┏━━

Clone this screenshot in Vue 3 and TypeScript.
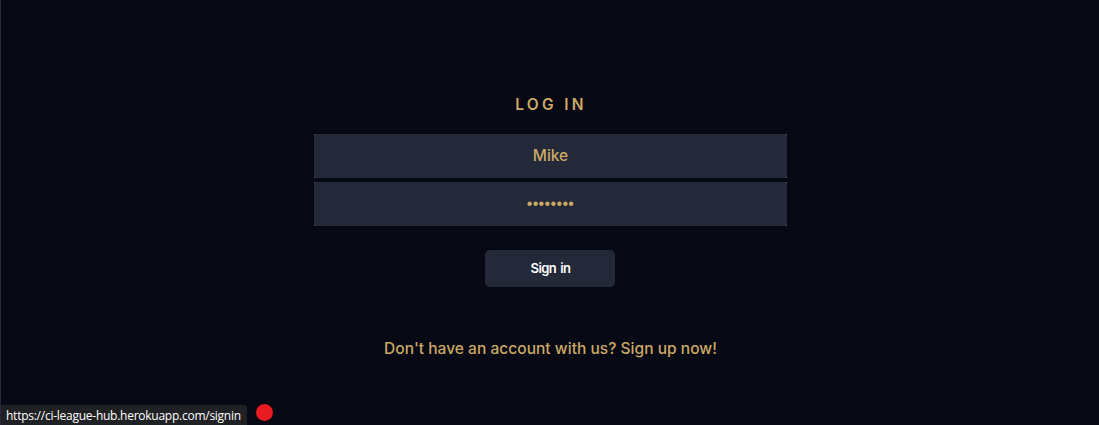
<script setup lang="ts">
import { ref } from 'vue'

const username = ref<string>('Mike')
const password = ref<string>('password')
</script>

<template>
  <main class="page">
    <form class="login" @submit.prevent>
      <h1 class="title">LOG IN</h1>
      <div class="field"><input v-model="username" class="input" type="text" aria-label="Username" /></div>
      <div class="field"><input v-model="password" class="input secret" type="password" aria-label="Password" /></div>
      <button class="submit" type="submit">Sign in</button>
      <a class="signup">Don't have an account with us? Sign up now!</a>
    </form>
    <div class="status">https://ci-league-hub.herokuapp.com/signin</div>
    <span class="dot"></span>
  </main>
</template>

<style>
body {
  margin: 0;
  background: #060813;
}
</style>

<style scoped>
.page {
  position: relative;
  box-sizing: border-box;
  width: 100%;
  height: 425px;
  overflow: hidden;
  border-left: 1px solid #2a263c;
  background: #060813;
  color: #cca966;
  font-family: Inter, 'Open Sans', sans-serif;
}
.login {
  display: flex;
  flex-direction: column;
  align-items: center;
  padding-top: 95px;
}
.title {
  margin: 0 0 19px;
  padding-left: 2px;
  height: 20px;
  line-height: 20px;
  font-size: 15.5px;
  font-weight: 600;
  letter-spacing: 3.3px;
  white-space: nowrap;
}
.field {
  width: 473px;
  height: 44px;
  margin: 0 0 4px 1px;
  background: #5c606a;
}
.input {
  display: block;
  box-sizing: border-box;
  width: 473px;
  height: 44px;
  padding: 0;
  border: 0;
  border-radius: 2px;
  outline: none;
  background: #232938;
  color: #cca966;
  font: 500 15.5px/44px Inter, sans-serif;
  text-align: center;
}
.secret {
  font: 16px/44px 'Liberation Sans', sans-serif;
  letter-spacing: 0.35px;
}
.submit {
  width: 130px;
  height: 37px;
  margin: 20px 0 0;
  padding: 0 0 0 1px;
  border: 0;
  border-radius: 5px;
  background: #232938;
  color: #fff;
  font: 600 13px/37px Inter, sans-serif;
  letter-spacing: -0.6px;
  word-spacing: 1.5px;
}
.signup {
  margin-top: 51px;
  padding-left: 1px;
  font-size: 15.5px;
  font-weight: 500;
  line-height: 22px;
  letter-spacing: 0.03px;
  white-space: nowrap;
}
.status {
  position: absolute;
  left: 0;
  bottom: 0;
  box-sizing: border-box;
  width: 246px;
  height: 20px;
  padding-left: 5px;
  border-top-right-radius: 3px;
  background: #202124;
  color: #fff;
  font: 12px/21px 'Open Sans', 'Noto Sans', sans-serif;
  letter-spacing: -0.255px;
  white-space: nowrap;
}
.dot {
  position: absolute;
  left: 254.5px;
  top: 403.5px;
  width: 17px;
  height: 17px;
  border-radius: 50%;
  background: #e81b1f;
}
</style>
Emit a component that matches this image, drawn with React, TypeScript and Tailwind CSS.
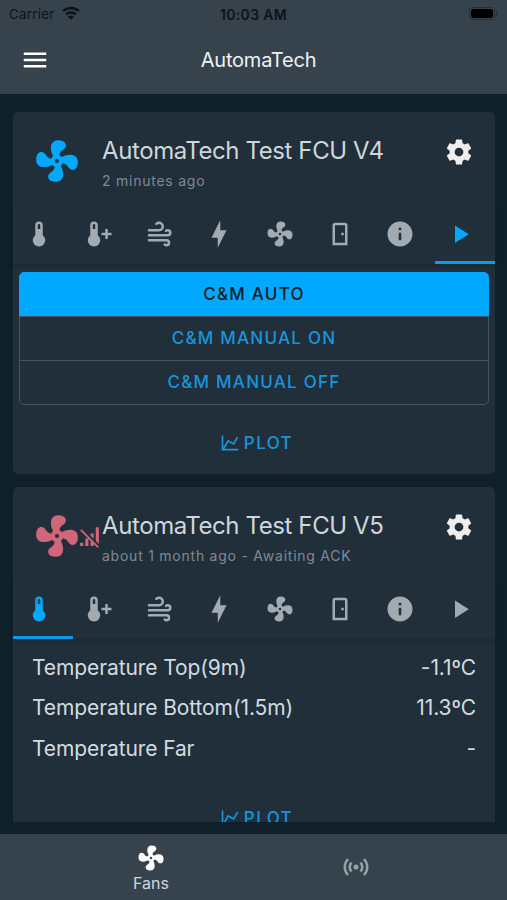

┗━━

- GIVEN TASK
Reproduce all of the data exactly, omitting each picture it holds.

- RESULT OF THE EXERCISE
Clone this screenshot in Vue 3 and TypeScript.
<script setup lang="ts">
import { ref } from 'vue'

const username = ref<string>('Mike')
const password = ref<string>('password')
</script>

<template>
  <main class="page">
    <form class="login" @submit.prevent>
      <h1 class="title">LOG IN</h1>
      <div class="field"><input v-model="username" class="input" type="text" aria-label="Username" /></div>
      <div class="field"><input v-model="password" class="input secret" type="password" aria-label="Password" /></div>
      <button class="submit" type="submit">Sign in</button>
      <a class="signup">Don't have an account with us? Sign up now!</a>
    </form>
    <div class="status">https://ci-league-hub.herokuapp.com/signin</div>
    <span class="dot"></span>
  </main>
</template>

<style>
body {
  margin: 0;
  background: #060813;
}
</style>

<style scoped>
.page {
  position: relative;
  box-sizing: border-box;
  width: 100%;
  height: 425px;
  overflow: hidden;
  border-left: 1px solid #2a263c;
  background: #060813;
  color: #cca966;
  font-family: Inter, 'Open Sans', sans-serif;
}
.login {
  display: flex;
  flex-direction: column;
  align-items: center;
  padding-top: 95px;
}
.title {
  margin: 0 0 19px;
  padding-left: 2px;
  height: 20px;
  line-height: 20px;
  font-size: 15.5px;
  font-weight: 600;
  letter-spacing: 3.3px;
  white-space: nowrap;
}
.field {
  width: 473px;
  height: 44px;
  margin: 0 0 4px 1px;
  background: #5c606a;
}
.input {
  display: block;
  box-sizing: border-box;
  width: 473px;
  height: 44px;
  padding: 0;
  border: 0;
  border-radius: 2px;
  outline: none;
  background: #232938;
  color: #cca966;
  font: 500 15.5px/44px Inter, sans-serif;
  text-align: center;
}
.secret {
  font: 16px/44px 'Liberation Sans', sans-serif;
  letter-spacing: 0.35px;
}
.submit {
  width: 130px;
  height: 37px;
  margin: 20px 0 0;
  padding: 0 0 0 1px;
  border: 0;
  border-radius: 5px;
  background: #232938;
  color: #fff;
  font: 600 13px/37px Inter, sans-serif;
  letter-spacing: -0.6px;
  word-spacing: 1.5px;
}
.signup {
  margin-top: 51px;
  padding-left: 1px;
  font-size: 15.5px;
  font-weight: 500;
  line-height: 22px;
  letter-spacing: 0.03px;
  white-space: nowrap;
}
.status {
  position: absolute;
  left: 0;
  bottom: 0;
  box-sizing: border-box;
  width: 246px;
  height: 20px;
  padding-left: 5px;
  border-top-right-radius: 3px;
  background: #202124;
  color: #fff;
  font: 12px/21px 'Open Sans', 'Noto Sans', sans-serif;
  letter-spacing: -0.255px;
  white-space: nowrap;
}
.dot {
  position: absolute;
  left: 254.5px;
  top: 403.5px;
  width: 17px;
  height: 17px;
  border-radius: 50%;
  background: #e81b1f;
}
</style>
Emit a component that matches this image, drawn with React, TypeScript and Tailwind CSS.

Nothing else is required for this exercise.